For Brady Bisgard, 21, a UI senior from Marion, the Hawkeyes' success has been night and day from his freshman year in 2012-13, when the Hawkeyes finished 4-8 in football, and fell short of the NCAA Tournament in men's basketball for a seventh-straight season.

Bisgard said while student attendance at UI athletics events, like at a lot of universities nationally, has been on the decline in recent years — sparse student sections are not an uncommon sight at Carver and Kinnick — he's optimistic that with the Hawkeyes winning, that trend will reverse.

"It's nice to hear students talking about sports in a positive light," said Bisgard, who is the current president of the Hawks Nest student group. "Usually they are, but this year it's been extremely positive buzz."
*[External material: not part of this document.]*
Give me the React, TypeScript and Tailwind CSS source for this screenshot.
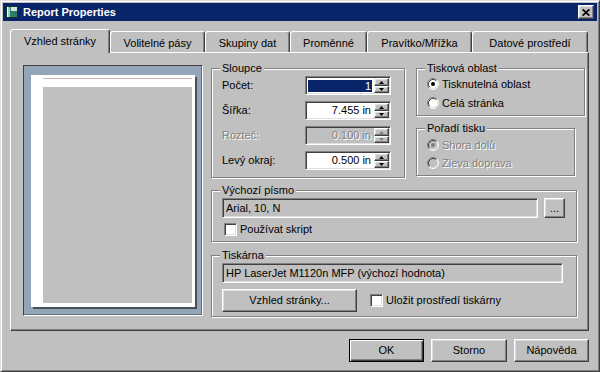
import type { ReactNode } from 'react';

// Windows classic 3D edges
const raised =
  'border border-t-white border-l-white border-r-[#404040] border-b-[#404040] shadow-[inset_-1px_-1px_#808080,inset_1px_1px_#dfdfdf]';
const sunken =
  'border border-t-[#808080] border-l-[#808080] border-r-white border-b-white shadow-[inset_1px_1px_#404040,inset_-1px_-1px_#dfdfdf]';
const etched = 'border border-[#808080] shadow-[inset_1px_1px_white,1px_1px_white]';
const greyed = 'text-[#808080] [text-shadow:1px_1px_0_white]';

function AppIcon() {
  return (
    <svg width="12" height="12" viewBox="0 0 12 12">
      <rect x="0.5" y="0.5" width="11" height="11" fill="#2f7d6a" stroke="#14322b" />
      <rect x="1" y="1" width="3" height="10" fill="#8fd6b8" />
      <rect x="5" y="1" width="6" height="4" fill="#d8e4e0" />
      <rect x="1" y="1" width="1" height="10" fill="#ffffff" />
    </svg>
  );
}

function CloseGlyph() {
  return (
    <svg width="8" height="7" viewBox="0 0 8 7">
      <path d="M0.6 0.4 L7.4 6.6 M7.4 0.4 L0.6 6.6" stroke="black" strokeWidth="1.7" />
    </svg>
  );
}

function Arrow({ up, off }: { up?: boolean; off?: boolean }) {
  const color = off ? '#808080' : '#000000';
  return (
    <svg width="5" height="3" viewBox="0 0 5 3">
      {up ? <path d="M2.5 0 L5 3 L0 3 Z" fill={color} /> : <path d="M0 0 L5 0 L2.5 3 Z" fill={color} />}
    </svg>
  );
}

function SpinBox({ value, selected, off }: { value: string; selected?: boolean; off?: boolean }) {
  return (
    <div className={`w-[86px] h-[19px] flex p-[1px] ${sunken} ${off ? 'bg-[#c0c0c0]' : 'bg-white'}`}>
      <div className="flex-1 flex items-center justify-end">
        {selected ? (
          <span className="w-full ml-[1px] mr-[2px] mt-[1px] h-[12px] leading-[12px] bg-[#0a246a] text-white text-right pr-[1px]">
            {value}
          </span>
        ) : (
          <span className={`pr-[3px] ${off ? greyed : ''}`}>{value}</span>
        )}
      </div>
      <div className="w-[15px] flex flex-col">
        <div className={`h-[8px] flex items-center justify-center bg-[#c0c0c0] ${raised}`}>
          <Arrow up off={off} />
        </div>
        <div className={`h-[7px] flex items-center justify-center bg-[#c0c0c0] ${raised}`}>
          <Arrow off={off} />
        </div>
      </div>
    </div>
  );
}

function Radio({ label, checked, off }: { label: string; checked?: boolean; off?: boolean }) {
  return (
    <div className="flex items-center h-[16px]">
      <svg width="12" height="12" viewBox="0 0 12 12">
        <circle cx="6" cy="6" r="5" fill={off ? '#c0c0c0' : '#ffffff'} />
        <path d="M2.11 9.89 A5.5 5.5 0 0 1 9.89 2.11" stroke="#808080" fill="none" />
        <path d="M9.89 2.11 A5.5 5.5 0 0 1 2.11 9.89" stroke="#ffffff" fill="none" />
        <path d="M2.82 9.18 A4.5 4.5 0 0 1 9.18 2.82" stroke="#404040" fill="none" />
        <path d="M9.18 2.82 A4.5 4.5 0 0 1 2.82 9.18" stroke="#dfdfdf" fill="none" />
        {checked && <circle cx="6" cy="6" r="2" fill={off ? '#808080' : '#000000'} />}
      </svg>
      <span className={`ml-[3px] ${off ? greyed : ''}`}>{label}</span>
    </div>
  );
}

function Check({ label }: { label: string }) {
  return (
    <div className="flex items-center h-[13px]">
      <div className={`w-[13px] h-[13px] bg-white ${sunken}`} />
      <span className="ml-[3px]">{label}</span>
    </div>
  );
}

function GroupBox({ title, className, children }: { title: string; className: string; children?: ReactNode }) {
  return (
    <div className={`relative ${etched} ${className}`}>
      <span className="absolute -top-[7px] left-[8px] bg-[#c0c0c0] px-[2px] leading-[13px]">{title}</span>
      {children}
    </div>
  );
}

function Button({ label, width, isDefault }: { label: string; width: string; isDefault?: boolean }) {
  const edge = isDefault
    ? 'border border-black shadow-[inset_1px_1px_white,inset_-1px_-1px_#404040,inset_-2px_-2px_#808080]'
    : raised;
  return <div className={`${width} h-[23px] flex items-center justify-center bg-[#c0c0c0] ${edge}`}>{label}</div>;
}

const tabs = [
  { label: 'Volitelné pásy', w: 'w-[95px]' },
  { label: 'Skupiny dat', w: 'w-[85px]' },
  { label: 'Proměnné', w: 'w-[77px]' },
  { label: 'Pravítko/Mřížka', w: 'w-[105px]' },
  { label: 'Datové prostředí', w: 'w-[116px]' },
];

export default function App() {
  return (
    <div className="w-[600px] h-[372px] bg-[#c0c0c0] text-[11px] leading-[13px] text-black font-['Liberation_Sans',Arial,sans-serif] border border-t-[#dfdfdf] border-l-[#dfdfdf] border-r-[#404040] border-b-[#404040] shadow-[inset_1px_1px_white,inset_-1px_-1px_#808080] p-[2px] flex flex-col">
      <div className="h-[18px] bg-[#0a246a] flex items-center pl-[3px] pr-[3px]">
        <AppIcon />
        <span className="ml-[5px] text-white font-bold">Report Properties</span>
        <div className={`ml-auto w-[16px] h-[14px] flex items-center justify-center bg-[#c0c0c0] ${raised}`}>
          <CloseGlyph />
        </div>
      </div>

      <div className="mt-[8px] ml-[7px] mr-[8px] flex flex-col">
        <div className="flex items-end h-[23px]">
          <div className="relative z-10 w-[100px] h-[24px] -mb-px flex items-center justify-center bg-[#c0c0c0] border-l border-t border-r border-l-white border-t-white border-r-[#404040] rounded-t-[3px] shadow-[inset_-1px_0_#808080]">
            Vzhled stránky
          </div>
          {tabs.map((t) => (
            <div
              key={t.label}
              className={`${t.w} h-[21px] pt-[2px] flex items-center justify-center border-l border-t border-r border-l-white border-t-white border-r-[#404040] rounded-t-[3px] shadow-[inset_-1px_0_#808080]`}
            >
              {t.label}
            </div>
          ))}
        </div>

        <div className="h-[279px] flex pl-[12px] pt-[12px] border border-t-white border-l-white border-r-[#404040] border-b-[#404040] shadow-[inset_-1px_-1px_#808080]">
          {/* page preview */}
          <div className="w-[180px] h-[251px] bg-[#93a5b6] pl-[7px] pt-[9px] border border-t-[#404040] border-l-[#404040] border-r-white border-b-white shadow-[inset_-1px_-1px_#5f6f7d]">
            <div className="w-[164px] h-[232px] bg-white pl-[12px] pt-[3px] shadow-[2px_2px_0_#454f58]">
              <div className="w-[149px] h-[225px] bg-[#c0c0c0] border-t border-t-[#c9b7b7] flex flex-col">
                <div className="h-[8px] bg-white" />
              </div>
            </div>
          </div>

          <div className="ml-[8px] mt-[3px] flex flex-col">
            <div className="flex">
              <GroupBox title="Sloupce" className="w-[194px] h-[110px] pt-[7px] pl-[10px] flex flex-col gap-[6px]">
                <div className="flex items-center h-[19px]">
                  <span className="w-[83px]">Počet:</span>
                  <SpinBox value="1" selected />
                </div>
                <div className="flex items-center h-[19px]">
                  <span className="w-[83px]">Šířka:</span>
                  <SpinBox value="7.455 in" />
                </div>
                <div className="flex items-center h-[19px]">
                  <span className={`w-[83px] ${greyed}`}>Rozteč:</span>
                  <SpinBox value="0.100 in" off />
                </div>
                <div className="flex items-center h-[19px]">
                  <span className="w-[83px]">Levý okraj:</span>
                  <SpinBox value="0.500 in" />
                </div>
              </GroupBox>

              <div className="ml-[11px] flex flex-col">
                <GroupBox title="Tisková oblast" className="w-[169px] h-[48px] pt-[7px] pl-[10px] flex flex-col gap-[3px]">
                  <Radio label="Tisknutelná oblast" checked />
                  <Radio label="Celá stránka" />
                </GroupBox>
                <GroupBox title="Pořadí tisku" className="mt-[12px] w-[159px] h-[48px] pt-[8px] pl-[10px] flex flex-col gap-[2px]">
                  <Radio label="Shora dolů" checked off />
                  <Radio label="Zleva doprava" off />
                </GroupBox>
              </div>
            </div>

            <GroupBox title="Výchozí písmo" className="mt-[12px] w-[366px] h-[52px] pt-[7px] pl-[10px] flex flex-col">
              <div className="flex">
                <div className={`w-[316px] h-[20px] flex items-center pl-[3px] bg-[#c0c0c0] ${sunken}`}>Arial, 10, N</div>
                <div className={`ml-[6px] w-[21px] h-[20px] flex items-center justify-center bg-[#c0c0c0] ${raised}`}>...</div>
              </div>
              <div className="mt-[5px] ml-[2px]">
                <Check label="Používat skript" />
              </div>
            </GroupBox>

            <GroupBox title="Tiskárna" className="mt-[13px] w-[366px] h-[62px] pt-[7px] pl-[10px] flex flex-col">
              <div className={`w-[341px] h-[20px] flex items-center pl-[3px] bg-[#c0c0c0] ${sunken}`}>
                HP LaserJet M1120n MFP (výchozí hodnota)
              </div>
              <div className="mt-[6px] flex items-center">
                <Button label="Vzhled stránky..." width="w-[135px]" />
                <div className="ml-[13px]">
                  <Check label="Uložit prostředí tiskárny" />
                </div>
              </div>
            </GroupBox>
          </div>
        </div>

        <div className="mt-[8px] flex justify-end gap-[7px]">
          <Button label="OK" width="w-[75px]" isDefault />
          <Button label="Storno" width="w-[76px]" />
          <Button label="Nápověda" width="w-[75px]" />
        </div>
      </div>
    </div>
  );
}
For Hawkeye fans, the good times could even extend beyond the NCAA wrestling and basketball tournaments in March. Coach Rick Heller's Hawkeye baseball team returns three all-Big Ten players and two-thirds of its pitching rotation from last year's team, which was the first at UI in 25 years to make the NCAA Regionals.

That will no doubt give the city residents getting haircuts at Red's World plenty to talk about before next football season.

"I've seen a lot of coaches come and go," Larson said, "but it keeps getting better."